For a two-lane, two-way chicane, the pre-implementation speed range appears to have a limited effect on the post-implementation speed range and average speed. The lower initial speed produces a lower post-implementation speed difference (by 2 mph), but not of the same magnitude of the pre-implementation speed differences (6-or-more mph).

Table 4.1. Effects of Chicanes on Vehicle Speeds

Type of Chicane Number of Sites Pre-Implementation Speed Range Post-Implementation
Speed Range Average Speed
1-lane, 1-way 4 41-to-50 mph 21-to-32 mph 26 mph
1-lane, 1-way 8 29-to-37 mph 20-to-31 mph 26 mph
         
2-lane, 2-way 8 40-to-52 mph 25-to-40 mph 33 mph
2-lane, 2-way 5 34-to-37 mph 27-to-34 mph 31 mph

4.4 Traffic Circle

85th Percentile Speed

A frequency distribution of 85th percentile vehicle speeds after installation of a traffic circle is presented in Figure 4.7. The plot represents data from 47 traffic circles. The most frequent speeds are shown to be 27 and 28 mph. The majority of sites with post-implementation speeds of 32 and above had pre-implementation speeds in the 36-to-42 mph range. The sites with post-implementation speeds that cluster around 27 and 28 mph had pre-implementation speeds in the 32-to-35 mph range.

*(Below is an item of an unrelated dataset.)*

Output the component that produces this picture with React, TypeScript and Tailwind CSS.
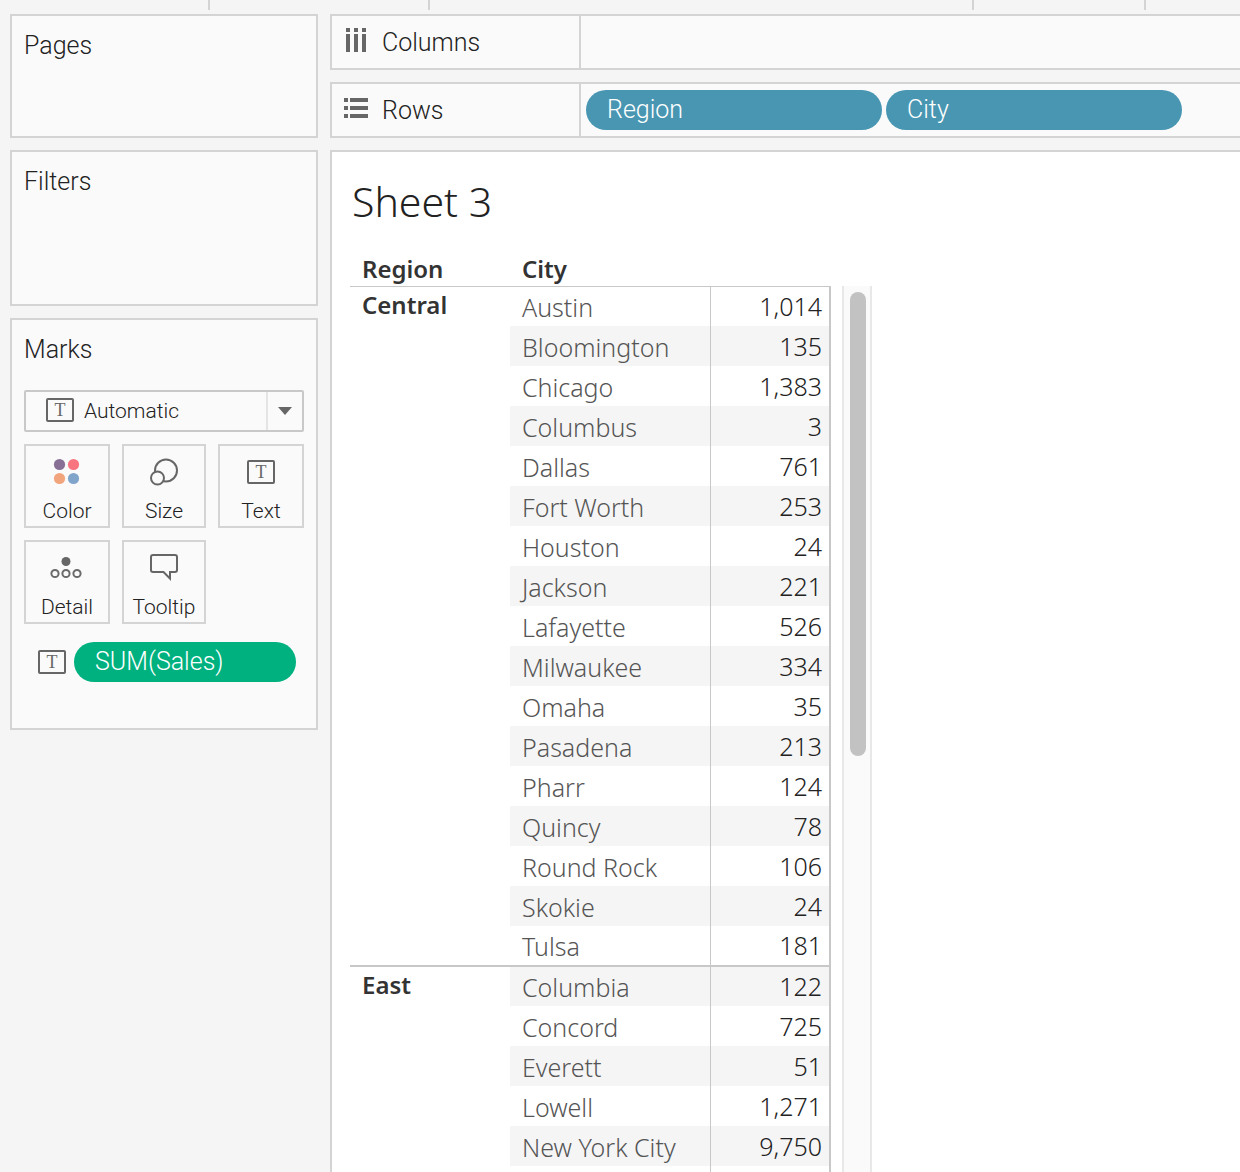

Figure 4.7. Frequency Distribution of 85th Percentile Vehicle Speeds After Installation of a Traffic Circle (All Sites). This figure contains a bar chart. The y-axis is labeled "# of Study Sites" and has values of zero through nine in increments of one. The x-axis is labeled "Speed After Implementation" with values of 25 through 40 in increments of one. The blue bar above the numeral 25 has a value of 4 The blue bar above the numeral 26 has a value of 4. The blue bar above the numeral 27 has a value of 8. The blue bar above the numeral 28 has a value of 5. The blue bar above the numeral 29 has a value of 2. The blue bar above the numeral 30 has a value of 3. The blue bar above the numeral 31 has a value of 4. The blue bar above the numeral 32 has a value of 4. The blue bar above the numeral 33 has a value of 2. The blue bar above the numeral 34 has a value of 3. The blue bar above the numeral 35 has a value of 2. The blue bar above the numeral 36 has a value of 2. The blue bar above the numeral 37 has a value of 1. The blue bar above the numeral 38 has a value of 0. The blue bar above the numeral 39 has a value of 2. The blue bar above the numeral 40 has a value of 0.
Figure 4.7. Frequency Distribution of 85th Percentile Vehicle Speeds After Installation of a Traffic Circle (All Sites)

Traffic Volume

Data collected at 51 traffic circles demonstrate that they can have a wide-ranging effect on traffic volume. The average reduction in the reported daily volumes is 29 percent, with values ranging between a reduction of 86 percent and an increase of 270 percent of the total traffic.

A site-specific traffic shift depends not only on the speed changes caused by the traffic circle but also the availability of alternative routes that can provide a shorter travel time for a motorist that shifts routes.